* _MATERIAL FOR THIS EXERCISE_:
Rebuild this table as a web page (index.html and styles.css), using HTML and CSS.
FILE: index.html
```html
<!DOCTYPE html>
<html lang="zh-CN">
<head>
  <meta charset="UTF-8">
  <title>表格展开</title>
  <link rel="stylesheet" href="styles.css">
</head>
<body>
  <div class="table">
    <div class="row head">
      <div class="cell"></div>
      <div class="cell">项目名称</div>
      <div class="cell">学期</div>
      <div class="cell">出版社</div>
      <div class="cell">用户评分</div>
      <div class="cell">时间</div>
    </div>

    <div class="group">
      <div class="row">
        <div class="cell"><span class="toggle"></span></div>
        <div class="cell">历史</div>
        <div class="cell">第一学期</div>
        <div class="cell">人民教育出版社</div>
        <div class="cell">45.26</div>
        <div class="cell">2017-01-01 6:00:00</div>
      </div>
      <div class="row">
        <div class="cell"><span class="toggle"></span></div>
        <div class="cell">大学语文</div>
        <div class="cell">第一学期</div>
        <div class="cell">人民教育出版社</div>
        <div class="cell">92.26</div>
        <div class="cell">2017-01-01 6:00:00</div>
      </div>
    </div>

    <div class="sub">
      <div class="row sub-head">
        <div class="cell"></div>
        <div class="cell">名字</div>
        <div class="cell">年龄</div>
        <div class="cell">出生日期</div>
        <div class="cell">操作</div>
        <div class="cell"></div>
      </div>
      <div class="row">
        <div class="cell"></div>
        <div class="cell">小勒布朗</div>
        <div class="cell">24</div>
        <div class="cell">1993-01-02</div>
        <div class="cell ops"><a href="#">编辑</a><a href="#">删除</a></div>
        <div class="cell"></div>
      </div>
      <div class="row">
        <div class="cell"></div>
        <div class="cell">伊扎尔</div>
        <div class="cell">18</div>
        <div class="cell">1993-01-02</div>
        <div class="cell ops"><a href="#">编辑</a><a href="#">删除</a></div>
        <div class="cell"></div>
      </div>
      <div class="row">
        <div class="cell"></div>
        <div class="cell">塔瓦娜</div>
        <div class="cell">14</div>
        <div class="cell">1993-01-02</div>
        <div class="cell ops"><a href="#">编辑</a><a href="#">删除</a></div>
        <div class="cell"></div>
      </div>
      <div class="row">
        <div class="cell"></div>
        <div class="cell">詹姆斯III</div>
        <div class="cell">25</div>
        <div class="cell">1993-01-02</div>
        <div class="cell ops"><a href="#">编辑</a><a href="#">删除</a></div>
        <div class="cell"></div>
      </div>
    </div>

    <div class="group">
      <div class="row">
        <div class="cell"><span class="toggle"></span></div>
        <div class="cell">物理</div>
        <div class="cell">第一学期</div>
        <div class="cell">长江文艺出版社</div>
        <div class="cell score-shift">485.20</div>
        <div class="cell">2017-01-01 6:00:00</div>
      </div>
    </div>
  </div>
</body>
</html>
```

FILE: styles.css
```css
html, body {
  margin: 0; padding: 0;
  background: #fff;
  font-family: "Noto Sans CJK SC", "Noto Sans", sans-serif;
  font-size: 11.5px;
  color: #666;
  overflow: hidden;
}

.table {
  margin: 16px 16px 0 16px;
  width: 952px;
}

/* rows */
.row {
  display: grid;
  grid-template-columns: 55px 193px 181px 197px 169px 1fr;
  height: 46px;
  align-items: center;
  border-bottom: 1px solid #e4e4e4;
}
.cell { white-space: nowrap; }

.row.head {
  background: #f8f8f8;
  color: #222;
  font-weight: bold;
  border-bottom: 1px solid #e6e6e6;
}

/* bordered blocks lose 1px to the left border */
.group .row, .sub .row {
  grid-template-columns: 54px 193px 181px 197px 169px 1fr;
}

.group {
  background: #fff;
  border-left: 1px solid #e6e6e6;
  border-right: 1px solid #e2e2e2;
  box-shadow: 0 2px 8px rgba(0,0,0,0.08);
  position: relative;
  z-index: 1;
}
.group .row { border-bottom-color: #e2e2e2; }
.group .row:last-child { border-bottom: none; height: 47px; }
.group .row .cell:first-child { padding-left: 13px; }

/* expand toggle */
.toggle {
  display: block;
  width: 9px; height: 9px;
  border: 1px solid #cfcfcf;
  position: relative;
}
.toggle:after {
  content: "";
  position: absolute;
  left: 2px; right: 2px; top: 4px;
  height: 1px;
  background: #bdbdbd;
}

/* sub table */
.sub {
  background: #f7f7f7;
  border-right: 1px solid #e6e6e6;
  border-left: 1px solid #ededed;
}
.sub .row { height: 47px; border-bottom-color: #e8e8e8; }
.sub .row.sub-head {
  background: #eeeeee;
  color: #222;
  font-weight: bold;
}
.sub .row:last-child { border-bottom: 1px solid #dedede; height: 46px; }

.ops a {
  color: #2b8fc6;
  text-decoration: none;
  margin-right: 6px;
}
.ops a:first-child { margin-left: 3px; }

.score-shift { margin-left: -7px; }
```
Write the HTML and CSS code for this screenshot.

* _TASK DETAILS_: Every entry above should be retyped exactly as shown.

* _THE RESPONSE_:
Rebuild this table as a web page (index.html and styles.css), using HTML and CSS.
FILE: index.html
```html
<!DOCTYPE html>
<html lang="zh-CN">
<head>
  <meta charset="UTF-8">
  <title>表格展开</title>
  <link rel="stylesheet" href="styles.css">
</head>
<body>
  <div class="table">
    <div class="row head">
      <div class="cell"></div>
      <div class="cell">项目名称</div>
      <div class="cell">学期</div>
      <div class="cell">出版社</div>
      <div class="cell">用户评分</div>
      <div class="cell">时间</div>
    </div>

    <div class="group">
      <div class="row">
        <div class="cell"><span class="toggle"></span></div>
        <div class="cell">历史</div>
        <div class="cell">第一学期</div>
        <div class="cell">人民教育出版社</div>
        <div class="cell">45.26</div>
        <div class="cell">2017-01-01 6:00:00</div>
      </div>
      <div class="row">
        <div class="cell"><span class="toggle"></span></div>
        <div class="cell">大学语文</div>
        <div class="cell">第一学期</div>
        <div class="cell">人民教育出版社</div>
        <div class="cell">92.26</div>
        <div class="cell">2017-01-01 6:00:00</div>
      </div>
    </div>

    <div class="sub">
      <div class="row sub-head">
        <div class="cell"></div>
        <div class="cell">名字</div>
        <div class="cell">年龄</div>
        <div class="cell">出生日期</div>
        <div class="cell">操作</div>
        <div class="cell"></div>
      </div>
      <div class="row">
        <div class="cell"></div>
        <div class="cell">小勒布朗</div>
        <div class="cell">24</div>
        <div class="cell">1993-01-02</div>
        <div class="cell ops"><a href="#">编辑</a><a href="#">删除</a></div>
        <div class="cell"></div>
      </div>
      <div class="row">
        <div class="cell"></div>
        <div class="cell">伊扎尔</div>
        <div class="cell">18</div>
        <div class="cell">1993-01-02</div>
        <div class="cell ops"><a href="#">编辑</a><a href="#">删除</a></div>
        <div class="cell"></div>
      </div>
      <div class="row">
        <div class="cell"></div>
        <div class="cell">塔瓦娜</div>
        <div class="cell">14</div>
        <div class="cell">1993-01-02</div>
        <div class="cell ops"><a href="#">编辑</a><a href="#">删除</a></div>
        <div class="cell"></div>
      </div>
      <div class="row">
        <div class="cell"></div>
        <div class="cell">詹姆斯III</div>
        <div class="cell">25</div>
        <div class="cell">1993-01-02</div>
        <div class="cell ops"><a href="#">编辑</a><a href="#">删除</a></div>
        <div class="cell"></div>
      </div>
    </div>

    <div class="group">
      <div class="row">
        <div class="cell"><span class="toggle"></span></div>
        <div class="cell">物理</div>
        <div class="cell">第一学期</div>
        <div class="cell">长江文艺出版社</div>
        <div class="cell score-shift">485.20</div>
        <div class="cell">2017-01-01 6:00:00</div>
      </div>
    </div>
  </div>
</body>
</html>
```

FILE: styles.css
```css
html, body {
  margin: 0; padding: 0;
  background: #fff;
  font-family: "Noto Sans CJK SC", "Noto Sans", sans-serif;
  font-size: 11.5px;
  color: #666;
  overflow: hidden;
}

.table {
  margin: 16px 16px 0 16px;
  width: 952px;
}

/* rows */
.row {
  display: grid;
  grid-template-columns: 55px 193px 181px 197px 169px 1fr;
  height: 46px;
  align-items: center;
  border-bottom: 1px solid #e4e4e4;
}
.cell { white-space: nowrap; }

.row.head {
  background: #f8f8f8;
  color: #222;
  font-weight: bold;
  border-bottom: 1px solid #e6e6e6;
}

/* bordered blocks lose 1px to the left border */
.group .row, .sub .row {
  grid-template-columns: 54px 193px 181px 197px 169px 1fr;
}

.group {
  background: #fff;
  border-left: 1px solid #e6e6e6;
  border-right: 1px solid #e2e2e2;
  box-shadow: 0 2px 8px rgba(0,0,0,0.08);
  position: relative;
  z-index: 1;
}
.group .row { border-bottom-color: #e2e2e2; }
.group .row:last-child { border-bottom: none; height: 47px; }
.group .row .cell:first-child { padding-left: 13px; }

/* expand toggle */
.toggle {
  display: block;
  width: 9px; height: 9px;
  border: 1px solid #cfcfcf;
  position: relative;
}
.toggle:after {
  content: "";
  position: absolute;
  left: 2px; right: 2px; top: 4px;
  height: 1px;
  background: #bdbdbd;
}

/* sub table */
.sub {
  background: #f7f7f7;
  border-right: 1px solid #e6e6e6;
  border-left: 1px solid #ededed;
}
.sub .row { height: 47px; border-bottom-color: #e8e8e8; }
.sub .row.sub-head {
  background: #eeeeee;
  color: #222;
  font-weight: bold;
}
.sub .row:last-child { border-bottom: 1px solid #dedede; height: 46px; }

.ops a {
  color: #2b8fc6;
  text-decoration: none;
  margin-right: 6px;
}
.ops a:first-child { margin-left: 3px; }

.score-shift { margin-left: -7px; }
```
Write the HTML and CSS code for this screenshot.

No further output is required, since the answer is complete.